You should expect to sound similar (if not exactly alike), but that doesn’t mean that signature pedals are useless in other spheres – a good distortion is a good distortion, and veterans have had their say about which models they prefer over others. There’s a reason why professional guitarists use these distortion pedals.
How important is the level of versatility of my signature pedal?
In essence, a signature pedal can be versatile (Dimebag’s DD11), or downright plain (Zakk Wylde’s Berzerker) – both types are good, so versatility isn’t that much of an issue.
Most guitarists spend hours and days searching for that specific tone and color, and the entire process is shortened once you start using a signature pedal – this especially applies if the signature pedal is not your primary effect pedal (if you are using it for gain or color).
How well do signature dist pedals complement the rest of the chain?
That depends on the model. Signature pedals are supposed to be used with specific amps and other guitar accessories, so you should pay even more attention at how your chain is going to respond to something so “specific”.
So what does that mean? We imply that (the majority of) signature pedals are a bit extreme in this way or that – since we’re talking about distortion pedals, signature models of this kind are usually laden with ultra high gain, so your chain might become unstable if you don’t outfit it with a compressor at the very least.
Luckily, most distortion pedals feature true bypass – that means that you’ll be able to get the signal past all the other connectors and simply use your distortion pedal standalone.
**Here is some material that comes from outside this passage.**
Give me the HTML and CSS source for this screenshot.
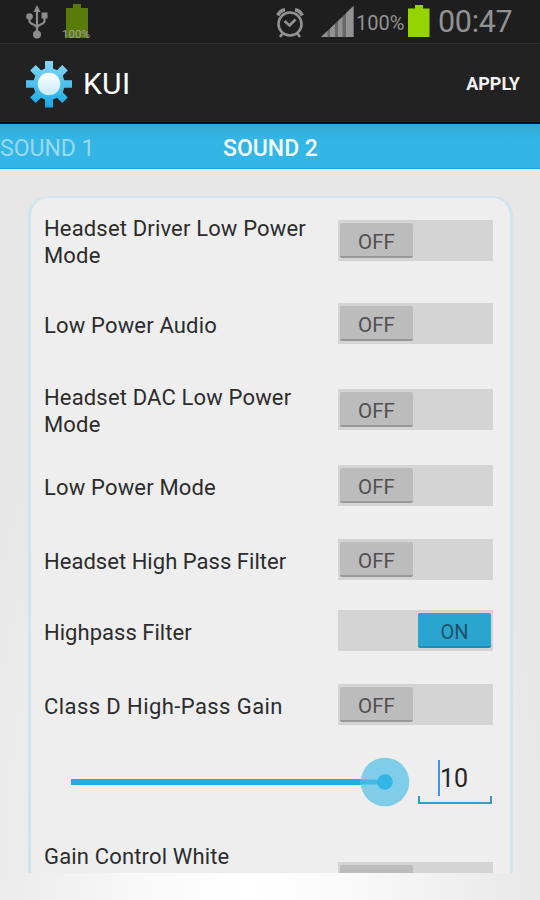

As you can see, finding the best distortion pedal is not as easy as it seems. There are all kinds of brands that make all sorts of distortions, overdrives, and fuzz pedals, so sifting through the market can be extremely time-consuming. We hope that you’ve liked our selection of top cheap, high-end, metal, and signature distortion pedals, and wish you luck in finding what you were looking for!